In a major victory Tuesday for the Republican National Committee, a federal judge in New Jersey lifted a consent decree dating back from the 1980s that barred the RNC from conducting so-called “ballot security” measures — i.e. poll watching and other Election Day activities ostensibly aimed at monitoring for voter fraud.
While other state Republican parties could engage in poll monitoring, the RNC was extremely eager to get out from under the consent decree, which was set to expire last year. In the lead-up to the 2016 campaign, it issued memos urging RNC staff to avoid activities that could be considered poll watching, particularly after President Trump amped up his unsubstantiated claims that there would be mass voter fraud in the elections.

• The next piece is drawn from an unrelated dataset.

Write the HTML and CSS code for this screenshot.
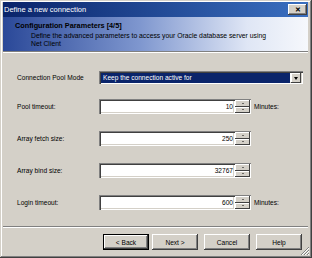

The RNC and DNC engaged in a multi-front legal battle over whether Trump and his allies’ rhetoric amounted to a violation of the decree.
Election experts and civil rights advocates have expressed concern that, without the decree, the RNC would mount a vote suppression campaign under the guise of ballot security.
The 1982 consent decree was the result of a decades-old lawsuit the Democratic National Committee brought against the national GOP, as well as New Jersey’s Republican Party. They alleged that in a 1981 New Jersey election Republicans employed off duty cops to monitor polling places in minority neighborhoods and sent mailers to minority voters, that, if unreturned, were used to create lists of voters to challenge at polling places.
The decree had been extended multiple times over the years after Democrats surfaced evidence that the RNC had violated it. However, Democrats’ last ditch effort last year to extend it — citing Trump’s calls for vigilante poll watching, as well as then-RNC strategist Sean Spicer’s presence in an area of Trump Tower where campaign poll watching activities were being monitored — were unsuccessful.
The decree was set to expire on Dec. 1, 2017, and on Monday U.S. District Judge John Michael Vazquez said the DNC had failed to provide evidence of a violation that would prompt him to extend it. He also denied a DNC request for more discovery on whether Spicer violated the decree in his presence near the Trump campaign’s poll watching hub at Trump Tower on election night.
In a statement, RNC spokesperson Blair Ellis said the RNC was “gratified” with the judge’s order and that the judge “rejected the DNC’s baseless claims.”
“Today’s ruling will allow the RNC to work more closely with state parties and campaigns to do what we do best, ensure that more people vote through our unmatched field program,” she said.